The Company is considering entering into a transaction pursuant to which a publicly-traded company (“PubCo”) will acquire by merger (the “Merger”) all of the issued and outstanding capital stock and the business of the Company in exchange for the issuance by Pubco of shares of its common stock (“Pubco Common Stock”) to the Company’s stockholders. The Company would be the surviving entity of the Merger and a wholly-owned subsidiary of PubCo. In connection with the Merger, it is contemplated that Pubco would assume the Employment Agreement and You would be the Senior Vice President of Pubco (the “Assumption”)
Promptly following the closing of the Merger, it is contemplated that Pubco will adopt the 2007 Stock Incentive Plan (the “Pubco Plan”), a draft copy of which is enclosed herewith. The Pubco Plan will, among other things, permit Pubco to grant restricted stock units (the “RSUs”) covering shares of Pubco Common Stock. Each RSU, once vested, will entitle the holder to one (1) share of Pubco Common Stock.
By signing below, You and the Company hereby agree to amend the Employment Agreement as follows:
1. Section 5 of the Employment Agreement is hereby deleted in its entirety and no longer has any force or effect, and the Company’s obligation to issue to You the Options is hereby terminated (the “Options Termination”).

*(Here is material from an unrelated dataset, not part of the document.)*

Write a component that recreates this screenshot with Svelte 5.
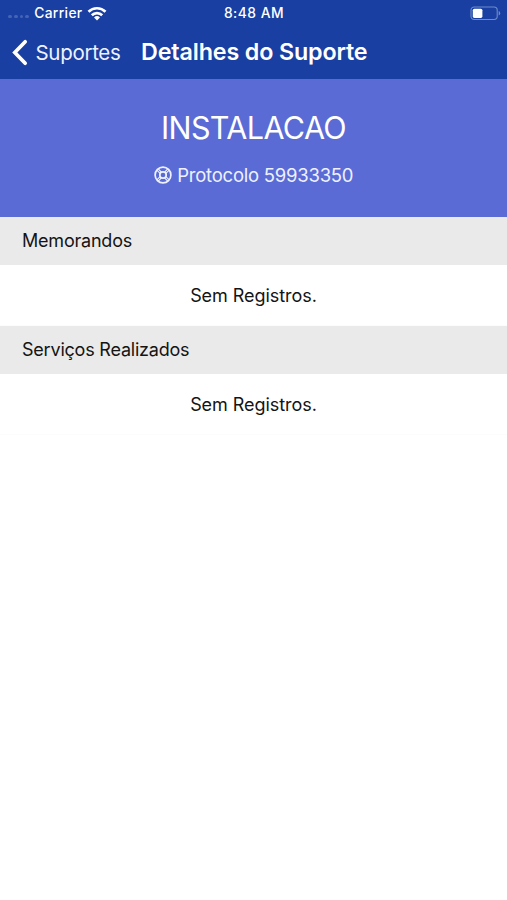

2. In exchange for the Options Termination, promptly following the adoption by Pubco of the Pubco Plan and the registration of Pubco Common Stock issuable under the Pubco Plan with the Securities and Exchange Commission and any applicable state securities regulatory agencies (to the extent required for the RSUs or Common Stock to be issued under the Pubco Plan), and conditioned on You being employed by Pubco on the date of grant, Pubco shall grant to You RSUs covering 166,725 shares of Pubco Common Stock. The RSUs will be subject in all respects to the terms and conditions of the Pubco Plan. The vesting schedule for the RSUs shall be substantially similar to the vesting schedule for the Options, and you shall receive credit for Your service with the Company prior to such grant.
This Agreement shall be governed by the laws of England and Wales, except that the laws of the State of Delaware and the federal laws of the United States shall govern all matters related to the Options Termination, the Pubco Plan and the RSUs. Except as specifically set forth herein, the Employment Agreement shall remain in full force and effect. In the event of a conflict between this Agreement and the Employment Agreement, the terms of this Agreement shall govern to the extent of such conflict.
[SIGNATURE PAGE FOLLOWS]
If You are in agreement with the foregoing terms, please sign the acknowledgement below and return a signed copy to me in person or via facsimile as soon as possible.
Very truly yours,
G8WAVE, INC.
By:_/s/ Habib Khoury___________
Habib Khoury, President and CEO
Acknowledgement:
By my signature below, I acknowledge and agree that I (1) have received this letter and the enclosed Pubco Plan and understand and agree to their contents, (2) hereby consent to the Assumption, and (3) have had an opportunity to discuss the same with the Company and my professional advisors.